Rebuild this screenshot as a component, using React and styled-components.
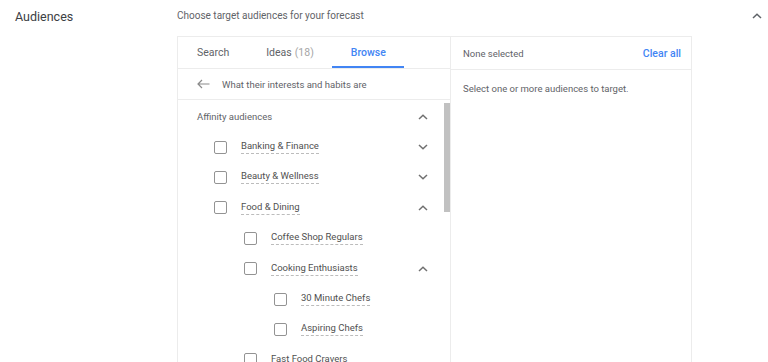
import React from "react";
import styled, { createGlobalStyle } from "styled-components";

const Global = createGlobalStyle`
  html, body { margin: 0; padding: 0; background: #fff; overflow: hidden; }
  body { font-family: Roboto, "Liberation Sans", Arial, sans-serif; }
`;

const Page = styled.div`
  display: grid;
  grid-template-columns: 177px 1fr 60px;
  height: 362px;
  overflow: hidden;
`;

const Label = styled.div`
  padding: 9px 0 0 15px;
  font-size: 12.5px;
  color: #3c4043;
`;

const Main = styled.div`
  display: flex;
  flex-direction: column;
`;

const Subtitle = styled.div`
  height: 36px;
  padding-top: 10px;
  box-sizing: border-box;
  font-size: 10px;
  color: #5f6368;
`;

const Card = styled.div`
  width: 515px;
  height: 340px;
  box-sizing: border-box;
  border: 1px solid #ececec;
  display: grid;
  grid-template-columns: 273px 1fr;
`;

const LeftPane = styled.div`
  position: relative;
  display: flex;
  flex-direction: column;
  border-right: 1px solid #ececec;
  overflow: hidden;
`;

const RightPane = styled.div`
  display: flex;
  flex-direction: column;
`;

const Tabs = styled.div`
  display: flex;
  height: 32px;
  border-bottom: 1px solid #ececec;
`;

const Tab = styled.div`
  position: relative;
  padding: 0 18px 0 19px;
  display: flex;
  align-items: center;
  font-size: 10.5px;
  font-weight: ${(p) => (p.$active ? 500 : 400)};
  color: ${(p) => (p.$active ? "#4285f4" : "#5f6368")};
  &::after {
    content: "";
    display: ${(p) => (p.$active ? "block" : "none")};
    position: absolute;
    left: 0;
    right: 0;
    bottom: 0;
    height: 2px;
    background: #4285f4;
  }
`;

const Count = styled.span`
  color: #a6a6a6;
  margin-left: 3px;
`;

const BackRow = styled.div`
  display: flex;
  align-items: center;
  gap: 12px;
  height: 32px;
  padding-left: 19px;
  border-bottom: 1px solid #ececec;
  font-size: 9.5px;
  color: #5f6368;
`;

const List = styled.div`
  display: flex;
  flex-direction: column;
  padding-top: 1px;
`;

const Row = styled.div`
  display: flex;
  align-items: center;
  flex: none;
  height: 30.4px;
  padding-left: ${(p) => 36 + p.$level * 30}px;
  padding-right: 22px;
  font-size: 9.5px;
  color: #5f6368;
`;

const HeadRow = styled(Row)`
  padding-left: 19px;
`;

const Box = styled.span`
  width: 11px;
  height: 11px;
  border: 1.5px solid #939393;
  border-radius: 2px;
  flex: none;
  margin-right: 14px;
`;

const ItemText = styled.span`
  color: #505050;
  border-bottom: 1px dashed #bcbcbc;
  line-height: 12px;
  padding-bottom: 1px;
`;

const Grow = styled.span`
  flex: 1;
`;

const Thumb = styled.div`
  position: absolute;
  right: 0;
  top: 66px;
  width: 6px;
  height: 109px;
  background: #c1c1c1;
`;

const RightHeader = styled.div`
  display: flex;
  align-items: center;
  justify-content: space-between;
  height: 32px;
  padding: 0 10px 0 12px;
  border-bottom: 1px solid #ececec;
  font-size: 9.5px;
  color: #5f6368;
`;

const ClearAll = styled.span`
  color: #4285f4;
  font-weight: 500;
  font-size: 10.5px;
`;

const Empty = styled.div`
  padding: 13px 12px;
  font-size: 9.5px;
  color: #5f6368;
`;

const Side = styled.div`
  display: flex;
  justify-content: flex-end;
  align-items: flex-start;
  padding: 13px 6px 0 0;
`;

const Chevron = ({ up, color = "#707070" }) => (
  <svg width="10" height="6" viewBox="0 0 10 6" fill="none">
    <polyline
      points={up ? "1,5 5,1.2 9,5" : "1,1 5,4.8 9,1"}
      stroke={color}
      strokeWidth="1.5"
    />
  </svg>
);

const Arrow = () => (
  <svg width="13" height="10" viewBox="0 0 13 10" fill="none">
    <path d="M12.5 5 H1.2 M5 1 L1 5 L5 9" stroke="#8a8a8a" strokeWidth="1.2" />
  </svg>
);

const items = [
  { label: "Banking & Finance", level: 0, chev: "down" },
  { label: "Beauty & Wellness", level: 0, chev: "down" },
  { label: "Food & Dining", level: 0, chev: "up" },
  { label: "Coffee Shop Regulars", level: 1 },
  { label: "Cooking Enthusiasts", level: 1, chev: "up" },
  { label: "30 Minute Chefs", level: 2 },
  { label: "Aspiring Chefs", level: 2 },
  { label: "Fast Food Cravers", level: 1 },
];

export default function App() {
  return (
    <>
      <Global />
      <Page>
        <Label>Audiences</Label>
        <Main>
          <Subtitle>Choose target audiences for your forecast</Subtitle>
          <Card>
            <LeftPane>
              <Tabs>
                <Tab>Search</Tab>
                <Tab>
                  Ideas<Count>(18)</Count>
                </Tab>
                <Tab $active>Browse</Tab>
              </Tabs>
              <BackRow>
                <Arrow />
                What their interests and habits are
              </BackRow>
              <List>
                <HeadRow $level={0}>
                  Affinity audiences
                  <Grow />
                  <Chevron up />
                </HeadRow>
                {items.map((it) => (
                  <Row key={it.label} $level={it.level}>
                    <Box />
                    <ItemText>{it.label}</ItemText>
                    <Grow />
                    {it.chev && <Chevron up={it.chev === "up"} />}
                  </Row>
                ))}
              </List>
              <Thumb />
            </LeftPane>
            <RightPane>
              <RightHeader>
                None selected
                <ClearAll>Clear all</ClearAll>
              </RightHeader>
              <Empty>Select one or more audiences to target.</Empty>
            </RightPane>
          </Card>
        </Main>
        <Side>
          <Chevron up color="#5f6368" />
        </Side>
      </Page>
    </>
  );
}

> _CHALLENGE_: Without including any picture, repeat the data exactly.

> _RESPONSE TO THIS TASK_:
Rebuild this screenshot as a component, using React and styled-components.
import React from "react";
import styled, { createGlobalStyle } from "styled-components";

const Global = createGlobalStyle`
  html, body { margin: 0; padding: 0; background: #fff; overflow: hidden; }
  body { font-family: Roboto, "Liberation Sans", Arial, sans-serif; }
`;

const Page = styled.div`
  display: grid;
  grid-template-columns: 177px 1fr 60px;
  height: 362px;
  overflow: hidden;
`;

const Label = styled.div`
  padding: 9px 0 0 15px;
  font-size: 12.5px;
  color: #3c4043;
`;

const Main = styled.div`
  display: flex;
  flex-direction: column;
`;

const Subtitle = styled.div`
  height: 36px;
  padding-top: 10px;
  box-sizing: border-box;
  font-size: 10px;
  color: #5f6368;
`;

const Card = styled.div`
  width: 515px;
  height: 340px;
  box-sizing: border-box;
  border: 1px solid #ececec;
  display: grid;
  grid-template-columns: 273px 1fr;
`;

const LeftPane = styled.div`
  position: relative;
  display: flex;
  flex-direction: column;
  border-right: 1px solid #ececec;
  overflow: hidden;
`;

const RightPane = styled.div`
  display: flex;
  flex-direction: column;
`;

const Tabs = styled.div`
  display: flex;
  height: 32px;
  border-bottom: 1px solid #ececec;
`;

const Tab = styled.div`
  position: relative;
  padding: 0 18px 0 19px;
  display: flex;
  align-items: center;
  font-size: 10.5px;
  font-weight: ${(p) => (p.$active ? 500 : 400)};
  color: ${(p) => (p.$active ? "#4285f4" : "#5f6368")};
  &::after {
    content: "";
    display: ${(p) => (p.$active ? "block" : "none")};
    position: absolute;
    left: 0;
    right: 0;
    bottom: 0;
    height: 2px;
    background: #4285f4;
  }
`;

const Count = styled.span`
  color: #a6a6a6;
  margin-left: 3px;
`;

const BackRow = styled.div`
  display: flex;
  align-items: center;
  gap: 12px;
  height: 32px;
  padding-left: 19px;
  border-bottom: 1px solid #ececec;
  font-size: 9.5px;
  color: #5f6368;
`;

const List = styled.div`
  display: flex;
  flex-direction: column;
  padding-top: 1px;
`;

const Row = styled.div`
  display: flex;
  align-items: center;
  flex: none;
  height: 30.4px;
  padding-left: ${(p) => 36 + p.$level * 30}px;
  padding-right: 22px;
  font-size: 9.5px;
  color: #5f6368;
`;

const HeadRow = styled(Row)`
  padding-left: 19px;
`;

const Box = styled.span`
  width: 11px;
  height: 11px;
  border: 1.5px solid #939393;
  border-radius: 2px;
  flex: none;
  margin-right: 14px;
`;

const ItemText = styled.span`
  color: #505050;
  border-bottom: 1px dashed #bcbcbc;
  line-height: 12px;
  padding-bottom: 1px;
`;

const Grow = styled.span`
  flex: 1;
`;

const Thumb = styled.div`
  position: absolute;
  right: 0;
  top: 66px;
  width: 6px;
  height: 109px;
  background: #c1c1c1;
`;

const RightHeader = styled.div`
  display: flex;
  align-items: center;
  justify-content: space-between;
  height: 32px;
  padding: 0 10px 0 12px;
  border-bottom: 1px solid #ececec;
  font-size: 9.5px;
  color: #5f6368;
`;

const ClearAll = styled.span`
  color: #4285f4;
  font-weight: 500;
  font-size: 10.5px;
`;

const Empty = styled.div`
  padding: 13px 12px;
  font-size: 9.5px;
  color: #5f6368;
`;

const Side = styled.div`
  display: flex;
  justify-content: flex-end;
  align-items: flex-start;
  padding: 13px 6px 0 0;
`;

const Chevron = ({ up, color = "#707070" }) => (
  <svg width="10" height="6" viewBox="0 0 10 6" fill="none">
    <polyline
      points={up ? "1,5 5,1.2 9,5" : "1,1 5,4.8 9,1"}
      stroke={color}
      strokeWidth="1.5"
    />
  </svg>
);

const Arrow = () => (
  <svg width="13" height="10" viewBox="0 0 13 10" fill="none">
    <path d="M12.5 5 H1.2 M5 1 L1 5 L5 9" stroke="#8a8a8a" strokeWidth="1.2" />
  </svg>
);

const items = [
  { label: "Banking & Finance", level: 0, chev: "down" },
  { label: "Beauty & Wellness", level: 0, chev: "down" },
  { label: "Food & Dining", level: 0, chev: "up" },
  { label: "Coffee Shop Regulars", level: 1 },
  { label: "Cooking Enthusiasts", level: 1, chev: "up" },
  { label: "30 Minute Chefs", level: 2 },
  { label: "Aspiring Chefs", level: 2 },
  { label: "Fast Food Cravers", level: 1 },
];

export default function App() {
  return (
    <>
      <Global />
      <Page>
        <Label>Audiences</Label>
        <Main>
          <Subtitle>Choose target audiences for your forecast</Subtitle>
          <Card>
            <LeftPane>
              <Tabs>
                <Tab>Search</Tab>
                <Tab>
                  Ideas<Count>(18)</Count>
                </Tab>
                <Tab $active>Browse</Tab>
              </Tabs>
              <BackRow>
                <Arrow />
                What their interests and habits are
              </BackRow>
              <List>
                <HeadRow $level={0}>
                  Affinity audiences
                  <Grow />
                  <Chevron up />
                </HeadRow>
                {items.map((it) => (
                  <Row key={it.label} $level={it.level}>
                    <Box />
                    <ItemText>{it.label}</ItemText>
                    <Grow />
                    {it.chev && <Chevron up={it.chev === "up"} />}
                  </Row>
                ))}
              </List>
              <Thumb />
            </LeftPane>
            <RightPane>
              <RightHeader>
                None selected
                <ClearAll>Clear all</ClearAll>
              </RightHeader>
              <Empty>Select one or more audiences to target.</Empty>
            </RightPane>
          </Card>
        </Main>
        <Side>
          <Chevron up color="#5f6368" />
        </Side>
      </Page>
    </>
  );
}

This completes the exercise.